Incidentally, all wiring from the unit goes out of the back and up into the cealing which is about 20CM above the unit, only the meter tails are within the cavity and connect to the meter at floor level.

Thanks

Graham
 
just read southernsparks reply. are you really a spark? do you run all cables surface even if there is a cavity?i dont think the surveyor is the *******!!!!!
 
I think what SNs is saying you run 'em on the surface then bury 'em and protect 'em in the building mats.

We Never run cables in cavitys as SNS says.

sf
 
i dont think the surveyor is the *******!!!!!
well he is, joined by you, nice pair you make

unless you want ur insulation to chewing gum you dont put expanding insulation near cables, it leaches the plasticiser

i think you are worrid...something you dooftern is it?

ss
 
Going back to your original question - yes I have NO doubt whatsoever that it IS a fire risk if there is grease residues and this in turn will almost certainly ruin the MCB's as well (if the fire doesn't first). I would get a sparky in to remove the CU, dig out behind and get to the root of the cause then refit a new CU (or the old one if OK). The lives of you and ya family are surely worth more than a few hundred quid.
 
ok this might be a bit left field, but are you positive it is the neighbors cooking, just wondered as nearly all types of thermosetting plastic seem to give off a decidedly fishy smell when hot, had a customer who asked me to replace a socket outlet because it smelt of fish every time they used the kettle, turned out to be a poor connection heating up the surrounding plastic.
 
What about an extractor fan near to the CU,
exhausting into the cavity to pressurise it a little?
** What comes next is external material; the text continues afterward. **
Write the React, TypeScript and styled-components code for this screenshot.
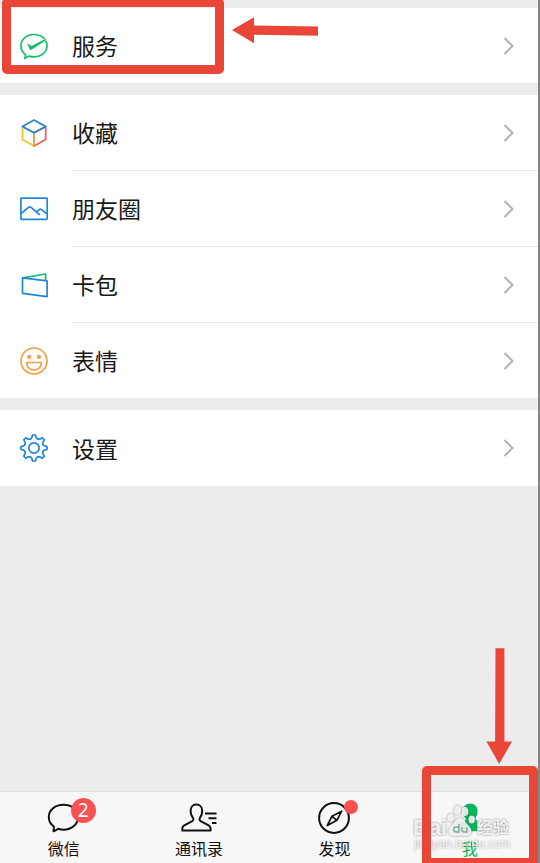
import React from "react";
import styled, { createGlobalStyle } from "styled-components";

const GlobalStyle = createGlobalStyle`
  * { box-sizing: border-box; }
  body {
    margin: 0;
    background: #ececec;
    font-family: "Noto Sans CJK SC", "Noto Sans", sans-serif;
    color: #191919;
  }
`;

const RED = "#ea4638";

const Screen = styled.div`
  position: relative;
  display: flex;
  flex-direction: column;
  width: 540px;
  height: 863px;
  padding-top: 8px;
  overflow: hidden;
  background: #ececec;
  border-right: 2px solid #858585;
`;

const Groups = styled.main`
  flex: 1;
  display: flex;
  flex-direction: column;
  gap: 12px;
`;

const Group = styled.section`
  background: #fff;
`;

const Row = styled.div<{ $height: number }>`
  display: flex;
  align-items: stretch;
  height: ${(p) => p.$height}px;
`;

const RowIcon = styled.div`
  flex: none;
  display: flex;
  align-items: center;
  width: 72px;
  padding-left: 19px;
`;

const RowBody = styled.div<{ $divider?: boolean }>`
  flex: 1;
  display: flex;
  align-items: center;
  justify-content: space-between;
  padding-right: 22px;
  border-bottom: ${(p) => (p.$divider ? "1px solid #e9e9e9" : "0")};
`;

const RowLabel = styled.span`
  font-size: 23px;
  line-height: 34px;
  padding-bottom: 1px;
`;

const TabBar = styled.nav`
  flex: none;
  display: grid;
  grid-template-columns: repeat(4, 135.4px);
  height: 72px;
  padding-top: 9px;
  background: #f7f7f7;
  border-top: 1px solid #dedede;
`;

const Tab = styled.div<{ $active?: boolean }>`
  display: flex;
  flex-direction: column;
  align-items: center;
  margin-left: -8px;
  color: ${(p) => (p.$active ? "#07b75b" : "#111")};
`;

const TabIcon = styled.div`
  position: relative;
  width: 38px;
  height: 34px;
`;

const TabLabel = styled.span`
  font-size: 16px;
  line-height: 24px;
  margin-top: 1px;
`;

const CountBadge = styled.span`
  position: absolute;
  left: 26px;
  top: -3px;
  width: 25px;
  height: 25px;
  border-radius: 50%;
  background: #fa5151;
  color: #fff;
  font: 19px/25px "Noto Sans", sans-serif;
  text-align: center;
`;

const DotBadge = styled.span`
  position: absolute;
  left: 29px;
  top: -1px;
  width: 14px;
  height: 14px;
  border-radius: 50%;
  background: #fa5151;
`;

const Highlight = styled.div<{ $x: number; $y: number; $w: number; $h: number }>`
  position: absolute;
  left: ${(p) => p.$x}px;
  top: ${(p) => p.$y}px;
  width: ${(p) => p.$w}px;
  height: ${(p) => p.$h}px;
  border: 9px solid ${RED};
  border-radius: 5px;
`;

const Arrow = styled.svg<{ $x: number; $y: number }>`
  position: absolute;
  left: ${(p) => p.$x}px;
  top: ${(p) => p.$y}px;
  fill: ${RED};
`;

const Watermark = styled.div`
  position: absolute;
  left: 413px;
  top: 800px;
  width: 112px;
  height: 56px;
  color: rgba(255, 255, 255, 0.85);
  filter: drop-shadow(0 0 1px rgba(70, 70, 70, 0.75));
`;

const MarkText = styled.span<{ $x: number; $y: number; $size: number; $bold?: boolean; $cjk?: boolean; $faint?: boolean }>`
  position: absolute;
  left: ${(p) => p.$x}px;
  top: ${(p) => p.$y}px;
  font-family: ${(p) => (p.$cjk ? '"Noto Sans CJK SC"' : '"Liberation Sans"')}, sans-serif;
  font-size: ${(p) => p.$size}px;
  font-weight: ${(p) => (p.$bold ? 700 : 400)};
  line-height: 1;
  white-space: nowrap;
  opacity: ${(p) => (p.$faint ? 0.7 : 1)};
`;

const Paw = styled.svg`
  position: absolute;
  left: 32px;
  top: 2px;
`;

const Chevron = () => (
  <svg width="14" height="20" viewBox="0 0 14 20" fill="none" stroke="#b2b2b2" strokeWidth="2">
    <path d="M2.500 2 10.500 10l-8 8" />
  </svg>
);

const lineIcon = { width: 30, height: 30, viewBox: "0 0 30 30", fill: "none", strokeWidth: 1.7 } as const;

const ServiceIcon = () => (
  <svg {...lineIcon} stroke="#16bf69">
    <path d="M25.600 7.800C23.300 5.200 19.500 3.500 15 3.500 7.600 3.500 1.900 8.500 1.900 14.800c0 3.700 1.800 6.800 4.700 8.900L6 27.200l4-2.100c1.600.5 3.200.8 5 .8 7.400 0 13-5 13-11.100 0-1.800-.5-3.500-1.200-5" />
    <path d="m8.200 12.200 4.200 2.700L26.800 7.800v1.600L12.500 18.700c-.9.600-1.500.3-1.900-.5Z" fill="#16bf69" stroke="none" />
  </svg>
);

const CubeIcon = () => (
  <svg {...lineIcon} strokeLinejoin="round">
    <path d="M3.500 8.700v12.800L15 28V14.700Z" stroke="#fac02f" />
    <path d="M26.700 8.700v12.800L15 28V14.700Z" stroke="#ef5a62" />
    <path d="M15 14.700V28" stroke="#f5a944" />
    <path d="M3.500 8.500 15 2l11.700 6.500L15 14.800Z" stroke="#1f87dd" />
  </svg>
);

const PhotoIcon = () => (
  <svg {...lineIcon} stroke="#1f87dd" strokeLinejoin="round">
    <rect x="1.900" y="4.200" width="26.300" height="21.200" rx=".6" />
    <path d="m2.200 19.500 7.600-6.300q1-.8 2 0l7.400 6.500q1 .9 1.900.6M17.700 17.800l2.500-2.100q1.200-1 2.400 0l5.400 4.300" />
  </svg>
);

const CardIcon = () => (
  <svg {...lineIcon} strokeLinejoin="round">
    <path d="m3.500 7.800 23.100-3.800v6.200" stroke="#16bf69" />
    <path d="m3.500 7.900 24.600 2.900v15.800L3.500 23.300Z" stroke="#1f87dd" />
  </svg>
);

const SmileIcon = () => (
  <svg {...lineIcon} stroke="#f4a047">
    <circle cx="15" cy="15" r="13" />
    <path d="M7.600 16.500h14.800c0 4.300-3 7.400-7.400 7.400s-7.400-3.100-7.400-7.400Z" strokeLinejoin="round" />
    <circle cx="10.100" cy="10.900" r="2.100" fill="#f4a047" stroke="none" />
    <circle cx="19.900" cy="10.900" r="2.100" fill="#f4a047" stroke="none" />
  </svg>
);

const GearIcon = () => (
  <svg {...lineIcon} stroke="#1f87dd" strokeLinecap="round" strokeLinejoin="round">
    <circle cx="15" cy="15" r="5.200" />
    {/* The outline repeats the same tooth every 45 degrees. */}
    {[0, 45, 90, 135, 180, 225, 270, 315].map((angle) => (
      <path
        key={angle}
        transform={`rotate(${angle} 15 15)`}
        d="M11.300 6.070Q12.700 5.500 13.100 3.800L13.500 2h3l.4 1.800q.4 1.700 1.800 2.270"
      />
    ))}
  </svg>
);

const tabIcon = {
  width: 38,
  height: 34,
  viewBox: "0 0 38 34",
  fill: "none",
  stroke: "currentColor",
  strokeWidth: 2,
  strokeLinejoin: "round",
} as const;

const ChatIcon = () => (
  <svg {...tabIcon}>
    <path d="M18.500 3.800C10.200 3.800 3.800 9.100 3.800 16c0 4.200 2 7.400 5.100 9.500l-.3 4.800 4.700-2.500c1.700.6 3.300.9 5.200.9 8.200 0 14.700-5.700 14.700-12.700S26.700 3.800 18.500 3.800Z" />
  </svg>
);

const ContactsIcon = () => (
  <svg {...tabIcon}>
    <path d="M16.300 3.600c-3.500 0-5.700 2.600-5.700 6.300 0 2.800 1 5.200 2.300 6.900.8 1.100.6 2.800-.6 3.400l-8 4.200c-1.300.7-2 1.700-2 3v2.100h28.300v-2.100c0-1.300-.7-2.300-2-3l-8-4.200c-1.200-.6-1.400-2.300-.6-3.400 1.300-1.700 2.200-4.100 2.200-6.900 0-3.700-2.300-6.300-5.900-6.300Z" />
    <path d="M25 12.500h11.500M28.500 17.300h8M32 22h4.500" />
  </svg>
);

const CompassIcon = () => (
  <svg {...tabIcon}>
    <circle cx="19" cy="17" r="14.900" />
    <path d="m26.600 10.200-4.700 9.100-9.600 5.200 4.600-9.200ZM16.900 15.300l5 4" strokeWidth="1.700" />
  </svg>
);

const MeIcon = () => (
  <svg {...tabIcon} fill="currentColor" stroke="none">
    <path d="M19.200 2.500c-4.400 0-7.300 3.200-7.300 7.500 0 3 1.200 5.500 2.600 7.300.7.900.4 1.900-.6 2.400L10 22c-1.900 1-2.700 2.500-2.700 4.500v3.800h19V19.500q-2.800-1-1.500-3.200c1.100-1.700 1.800-3.800 1.800-6.300 0-4.300-3-7.500-7.400-7.500Z" />
  </svg>
);

const groups = [
  [{ label: "服务", Icon: ServiceIcon, height: 75 }],
  [
    { label: "收藏", Icon: CubeIcon, height: 76 },
    { label: "朋友圈", Icon: PhotoIcon, height: 76 },
    { label: "卡包", Icon: CardIcon, height: 76 },
    { label: "表情", Icon: SmileIcon, height: 75 },
  ],
  [{ label: "设置", Icon: GearIcon, height: 76 }],
];

export default function App() {
  return (
    <>
      <GlobalStyle />
      <Screen>
        <Groups>
          {groups.map((rows, g) => (
            <Group key={g}>
              {rows.map(({ label, Icon, height }, i) => (
                <Row key={label} $height={height}>
                  <RowIcon><Icon /></RowIcon>
                  <RowBody $divider={i < rows.length - 1}>
                    <RowLabel>{label}</RowLabel>
                    <Chevron />
                  </RowBody>
                </Row>
              ))}
            </Group>
          ))}
        </Groups>
        <TabBar>
          <Tab>
            <TabIcon><ChatIcon /><CountBadge>2</CountBadge></TabIcon>
            <TabLabel>微信</TabLabel>
          </Tab>
          <Tab>
            <TabIcon><ContactsIcon /></TabIcon>
            <TabLabel>通讯录</TabLabel>
          </Tab>
          <Tab>
            <TabIcon><CompassIcon /><DotBadge /></TabIcon>
            <TabLabel>发现</TabLabel>
          </Tab>
          <Tab $active>
            <TabIcon><MeIcon /></TabIcon>
            <TabLabel>我</TabLabel>
          </Tab>
        </TabBar>

        <Watermark>
          <MarkText $x={0} $y={17} $size={22} $bold>Bai</MarkText>
          <Paw width="32" height="36" viewBox="0 0 32 36" fill="currentColor">
            <ellipse cx="5.700" cy="15.700" rx="3.200" ry="4" />
            <ellipse cx="12.500" cy="8" rx="3.500" ry="4.700" />
            <ellipse cx="20" cy="9.500" rx="3.300" ry="4.500" />
            <ellipse cx="26.700" cy="17.500" rx="3.200" ry="4" />
            <path d="M15 16c-4 0-5 4-8 7-6 5-4 12 3 11 3-.5 6-.5 9 0 8 1 10-6 4-11-3-3-4-7-8-7Z" />
            <path d="M14 22v8h-2.500q-3 0-3-2.500T11 25h3M17 25v3q0 2 2 2h3v-5" fill="none" stroke="#79aa90" strokeWidth="1.300" />
          </Paw>
          <MarkText $x={64} $y={18} $size={16} $bold $cjk>经验</MarkText>
          <MarkText $x={1} $y={38} $size={12} $faint>jingyan.baidu.com</MarkText>
        </Watermark>

        <Highlight $x={2} $y={-2} $w={222} $h={76} />
        <Highlight $x={422} $y={766} $w={116} $h={101} />
        <Arrow $x={230} $y={16} width="90" height="28" viewBox="0 0 90 28">
          <path d="M2 14 24 1.300V9.600L88 10.500v9.200L24 18.700V27.200Z" />
        </Arrow>
        <Arrow $x={485} $y={647} width="28" height="118" viewBox="0 0 28 118">
          <path d="M10.500 1.300h8.900V94.500H27L14.200 117 1.500 94.500h8.600Z" />
        </Arrow>
      </Screen>
    </>
  );
}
B-A-S - Not sure if venting into a wall cavity is a good idea - Building Regs?
 
We Never run cables in cavitys as SNS says.

Doubtless you don't, but I had some central heating controls put in by the gas board last year and their sparky put all the wiring through the cavity. Admittedly it was an internal cavity between the main house and the extension, but it's still connected to the outside cavity gaps so any foamy insulation would flood it.